If you think my co-worker Larry is crazy for beginning his mountain-lake exercise regimen in January this year, you might miss this boat this summer.

As predicted by some weather outlets, El Nino has given the Northern Rockies a warm, dry winter. While we are enjoying the mild weather, it has negative implications for our fishing summer.
Here in southwestern Montana, expect an early and brief runoff. Our low snowpack (see below) coupled with expected continued warmth and dryness indicates that relatively little water is in the mountains to melt into streamflow when the mountains thaw in April and May. In good water years, runoff in valley-bottom mainstems can last well into July, but in a year like this, it's not uncommon for it to be over in early June.

It doesn't look too terrible, but these numbers are expected to get worse as we proceed into spring.
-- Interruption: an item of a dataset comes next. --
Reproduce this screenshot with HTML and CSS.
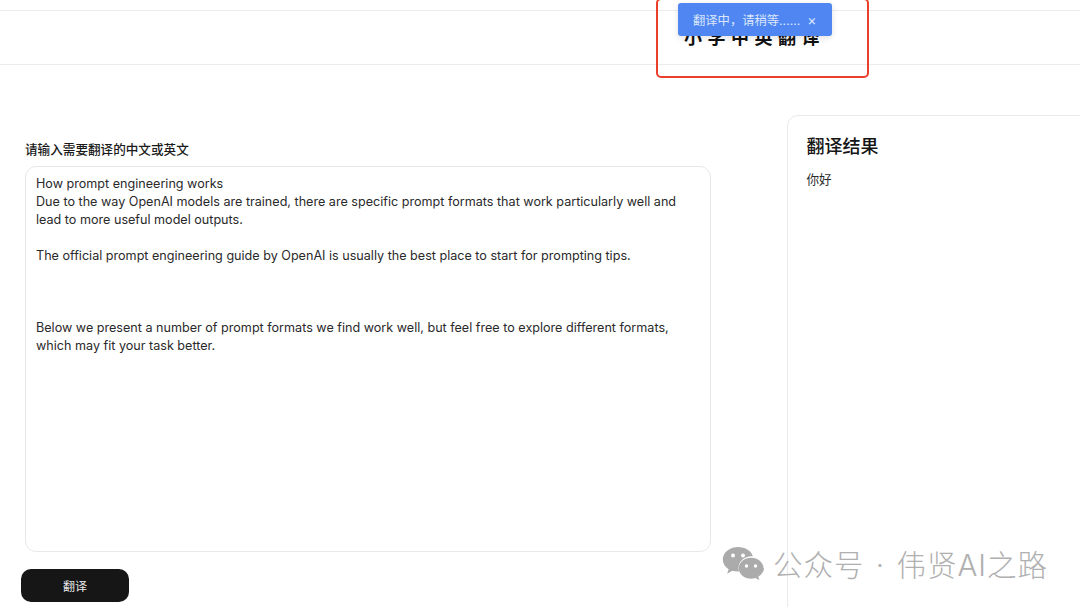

NOTE: When looking up snowpack data, tis better to use the "snow-water equivalent" snowpack data than the current-year precipitation data. It more accurately reflects the amount of water that will melt into the streams. 

Also expect many rivers to go under Hoot-owl Restrictions by late July/early August. Hoot-owl Restrictions are rules put into place by Montana Fish Wildlife and Parks that legally limit when anglers can fish in a given river or drainage. Once announced, the affected rivers are closed from 2pm to midnight. This affects vacation schedules for tourists, income for guides, outfitters and fly shops, and plans for resident anglers. If you plan to fish Montana's famous rivers this summer, consider coming in late June or early July.

But of the most interest to types like me, expect mountain lakes to ice off early and maybe be too warm or dewatered in August and September. Exact timing is always a crapshoot and depends on several factors beyond snowpack and ice thickness, like elevation, sun exposure and amount of tributary inflow. But, I will guess that we will be about two to four weeks ahead of the ice-out schedule from my book. And it could be even earlier. Larry told me that in the El Nino year of 1988 (the year Yellowstone burned badly), mountain wildflowers were said to be in bloom in April, about two months early.


Sawtooth Lake in the East Pioneers near Dillon, Montana. Go early. 
In 2019, don't wait for the date that the lake was great last year. Go early, maybe absurdly so.